A "Fairness" Crisis: The Grim Math
The Commissioner didn't mince words about why this is happening now. In 2025, the Bronx was essentially a shooting gallery compared to its neighbors. Despite having a fraction of the city’s population, the borough accounted for over one-third of all shooting victims citywide—a rate three times higher than Manhattan or Queens.
With over one million calls for help logged last year alone, the current structure was described as "unacceptable." Residents have been screaming for help for years; it seems the city finally checked the data and realized they were right.

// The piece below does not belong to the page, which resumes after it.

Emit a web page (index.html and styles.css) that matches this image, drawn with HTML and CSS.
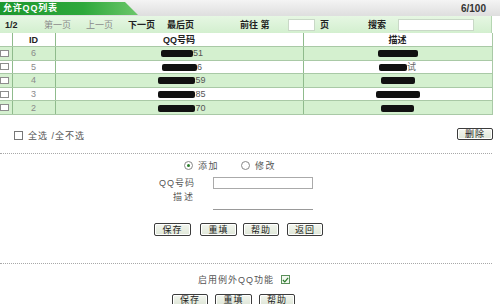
FILE: index.html
```html
<!DOCTYPE html>
<html>
<head>
<meta charset="utf-8">
<link rel="stylesheet" href="styles.css">
</head>
<body>
<div class="page">
  <div class="titlebar">
    <div class="tab">允许QQ列表</div>
    <div class="count">6/100</div>
  </div>
  <div class="toolbar">
    <span class="tb pg b">1/2</span>
    <span class="tb w42 dis">第一页</span>
    <span class="tb w42 dis">上一页</span>
    <span class="tb w39 b">下一页</span>
    <span class="tb w73 b">最后页</span>
    <span class="tb w48 b">前往 第</span>
    <span class="tb box small"></span>
    <span class="tb w48 b">页</span>
    <span class="tb w30 b">搜索</span>
    <span class="tb box wide"></span>
  </div>
  <table class="list">
    <colgroup><col class="c0"><col class="c1"><col class="c2"><col class="c3"></colgroup>
    <tr class="head"><th></th><th>ID</th><th>QQ号码</th><th>描述</th></tr>
    <tr class="g"><td><span class="cb"></span></td><td class="id">6</td><td class="qq"><span class="red w32"></span>51</td><td class="desc"><span class="red w40"></span></td></tr>
    <tr class="w"><td><span class="cb"></span></td><td class="id">5</td><td class="qq"><span class="red w35"></span>6</td><td class="desc"><span class="red w28"></span><span class="faint">试</span></td></tr>
    <tr class="g"><td><span class="cb"></span></td><td class="id">4</td><td class="qq"><span class="red w37"></span>59</td><td class="desc"><span class="red w34"></span></td></tr>
    <tr class="w"><td><span class="cb"></span></td><td class="id">3</td><td class="qq"><span class="red w37"></span>85</td><td class="desc"><span class="red w44"></span></td></tr>
    <tr class="g"><td><span class="cb"></span></td><td class="id">2</td><td class="qq"><span class="red w37"></span>70</td><td class="desc"><span class="red w33"></span></td></tr>
  </table>
  <div class="selectrow">
    <label class="selall"><span class="cb2"></span>全选 /全不选</label>
    <span class="btn del">删除</span>
  </div>
  <div class="dots"></div>
  <div class="editor">
    <div class="radios">
      <span class="radio on"></span><span class="rlabel">添加</span>
      <span class="radio"></span><span class="rlabel">修改</span>
    </div>
    <div class="field qqf">
      <span class="flabel">QQ号码</span>
      <span class="input"></span>
    </div>
    <div class="field descf">
      <span class="flabel">描述</span>
      <span class="input line"></span>
    </div>
    <div class="buttons b1">
      <span class="btn">保存</span>
      <span class="btn">重填</span>
      <span class="btn">帮助</span>
      <span class="btn">返回</span>
    </div>
  </div>
  <div class="dots"></div>
  <div class="enable">
    <span class="elabel">启用例外QQ功能</span>
    <span class="chk"><svg width="8" height="8" viewBox="0 0 8 8"><path d="M1 4 L3.2 6.2 L7 1.6" fill="none" stroke="#2a7a2a" stroke-width="1.4"/></svg></span>
  </div>
  <div class="buttons b2">
    <span class="btn">保存</span>
    <span class="btn">重填</span>
    <span class="btn">帮助</span>
  </div>
</div>
</body>
</html>
```

FILE: styles.css
```css
html, body {
  margin: 0;
  padding: 0;
  background: #fff;
  overflow: hidden;
}
.page {
  width: 500px;
  height: 304px;
  font-family: "Liberation Sans", "Noto Sans CJK SC", sans-serif;
  font-size: 9px;
  color: #333;
}
.b { font-weight: bold; color: #222; }

/* title bar */
.titlebar {
  height: 16px;
  display: flex;
  align-items: flex-end;
  background: linear-gradient(to bottom, #f4f4f4, #dedede);
}
.tab {
  width: 138px;
  height: 13px;
  box-sizing: border-box;
  padding-left: 3px;
  line-height: 13px;
  color: #fff;
  font-weight: bold;
  font-size: 9px;
  letter-spacing: 0.8px;
  background: linear-gradient(to right, #1c972e, #2ea83c 60%, #6cc76a);
  clip-path: polygon(0 0, 125px 0, 138px 100%, 0 100%);
  margin-bottom: 1px;
}
.count {
  margin-left: auto;
  margin-right: 14px;
  align-self: center;
  font-weight: bold;
  font-size: 10px;
  color: #333;
}

/* toolbar */
.toolbar {
  width: 492px;
  height: 17px;
  box-sizing: border-box;
  display: flex;
  align-items: center;
  padding-left: 5px;
  background: linear-gradient(to bottom, #e6f7e3, #d3efcf);
  border-right: 1px solid #b5d6b2;
}
.tb { flex-shrink: 0; display: block; }
.pg { width: 39px; }
.w42 { width: 42px; }
.w39 { width: 39px; }
.w73 { width: 73px; }
.w48 { width: 48px; }
.w30 { width: 30px; }
.dis { color: #8a8a8a; }
.box {
  height: 12px;
  background: #fff;
  border: 1px solid #c9d8c7;
  box-sizing: border-box;
}
.box.small { width: 27px; margin-right: 5px; }
.box.wide { width: 76px; }

/* list */
.list {
  width: 492px;
  border-collapse: collapse;
  table-layout: fixed;
}
.c0 { width: 12px; }
.c1 { width: 43px; }
.c2 { width: 248px; }
.c3 { width: 189px; }
.list th, .list td {
  padding: 0;
  text-align: center;
  border-left: 1px solid #8fbb8c;
  border-bottom: 1px solid #a9c9a6;
  white-space: nowrap;
  overflow: hidden;
}
.list th:first-child, .list td:first-child { border-left: none; text-align: left; }
.list tr > :last-child { border-right: 1px solid #a9c9a6; }
.head th {
  height: 13px;
  background: #fff;
  font-weight: bold;
  color: #222;
  font-size: 9px;
}
.list tr.g td, .list tr.w td { height: 12.6px; line-height: 12px; }
.g td { background: #d4f0cf; }
.w td { background: #fff; }
.cb {
  display: block;
  width: 9px;
  height: 7px;
  margin-left: 0;
  background: #fff;
  border: 1px solid #8d8d8d;
  box-sizing: border-box;
}
.id { color: #8a8a8a; }
.qq { color: #555; }
.red {
  display: inline-block;
  height: 7px;
  background: #111;
  border-radius: 2px;
  vertical-align: -1px;
}
.w28 { width: 28px; }
.w32 { width: 32px; }
.w33 { width: 33px; }
.w34 { width: 34px; }
.w35 { width: 35px; }
.w37 { width: 37px; }
.w40 { width: 40px; }
.w44 { width: 44px; }
.faint { color: #666; }
.qq .red { margin-left: 6px; }

/* select row */
.selectrow {
  height: 38px;
  display: flex;
  align-items: flex-start;
  box-sizing: border-box;
  padding-top: 13px;
}
.selall {
  display: flex;
  align-items: center;
  margin-left: 14px;
  margin-top: 3px;
  color: #555;
  font-size: 9px;
  letter-spacing: 1px;
  height: 10px;
}
.cb2 {
  width: 9px;
  height: 9px;
  box-sizing: border-box;
  border: 1px solid #777;
  background: #fff;
  margin-right: 5px;
}
.btn {
  display: flex;
  align-items: center;
  justify-content: center;
  height: 13px;
  box-sizing: border-box;
  border: 1px solid #3c3c3c;
  border-radius: 2px;
  background: linear-gradient(to bottom, #f3f6ef, #dfe7d8);
  box-shadow: inset 0 0 0 1px #fff;
  font-size: 9px;
  letter-spacing: 1px;
  color: #222;
}
.del {
  margin-left: auto;
  margin-right: 7px;
  width: 36px;
  height: 12px;
}

.dots {
  width: 492px;
  border-top: 1px dotted #a8a8a8;
}

/* editor */
.editor {
  height: 109px;
  box-sizing: border-box;
  padding-top: 6px;
}
.radios {
  display: flex;
  align-items: center;
  height: 12px;
  padding-left: 184px;
}
.radio {
  width: 9px;
  height: 9px;
  border: 1px solid #888;
  border-radius: 50%;
  box-sizing: border-box;
  background: #fff;
  position: relative;
}
.radio.on::after {
  content: "";
  position: absolute;
  left: 2px;
  top: 2px;
  width: 3px;
  height: 3px;
  border-radius: 50%;
  background: #2b7d2b;
}
.rlabel { margin-left: 5px; margin-right: 22px; color: #555; letter-spacing: 1.5px; }
.field {
  display: flex;
}
.flabel {
  width: 195px;
  text-align: right;
  color: #555;
  letter-spacing: 1px;
}
.qqf {
  margin-top: 5px;
  height: 12px;
  align-items: center;
}
.qqf .input {
  margin-left: 18px;
  width: 100px;
  height: 12px;
  box-sizing: border-box;
  border: 1px solid #aaa;
  background: #fff;
}
.descf {
  margin-top: 1px;
  align-items: flex-start;
}
.descf .flabel { line-height: 12px; margin-top: 1px; letter-spacing: 2px; }
.descf .input {
  margin-left: 18px;
  margin-top: 8px;
  width: 100px;
  height: 12px;
  box-sizing: border-box;
  border-bottom: 1px solid #999;
}
.buttons {
  display: flex;
}
.b1 {
  margin-top: 13px;
  padding-left: 154px;
}
.b1 .btn:nth-child(1) { width: 37px; }
.b1 .btn:nth-child(2) { width: 37px; margin-left: 9px; }
.b1 .btn:nth-child(3) { width: 36px; margin-left: 6px; }
.b1 .btn:nth-child(4) { width: 36px; margin-left: 8px; }

.enable {
  display: flex;
  align-items: center;
  height: 10px;
  margin-top: 11px;
  padding-left: 198px;
}
.elabel { color: #555; letter-spacing: 1px; }
.chk {
  width: 9px;
  height: 9px;
  margin-left: 7px;
  box-sizing: border-box;
  border: 1px solid #5b8f5b;
  background: #f2f8ef;
  display: flex;
  align-items: center;
  justify-content: center;
}
.b2 {
  margin-top: 9px;
  padding-left: 172px;
}
.b2 .btn { width: 36px; height: 12px; }
.b2 .btn:nth-child(2) { margin-left: 7px; width: 37px; }
.b2 .btn:nth-child(3) { margin-left: 7px; }
```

Killing the 311 "Black Hole"
If you’ve ever called 311 for a blocked driveway or a noise complaint only to have it vanish into thin air, Tisch has a message for you: She knows.
The Commissioner admitted that the current 311 response system is a mess of "long text chains and hand-tracked notes." To fix it, the NYPD is launching a

digital dispatch system for "Q-Teams." The goal? Treat a 311 quality-of-life complaint with the same accountability and digital tracking as a 911 emergency.
The Bottom Line
With Mayor Zohran Mamdani watching from the front row, Tisch made it clear that the status quo is dead. Between the Bronx split and a renewed focus on "constitutional policing" and de-escalation training, the NYPD is attempting a total reboot.
The Bronx has been asking for a fair shake for a generation. This spring, we’ll see if doubling the leadership actually halves the crime.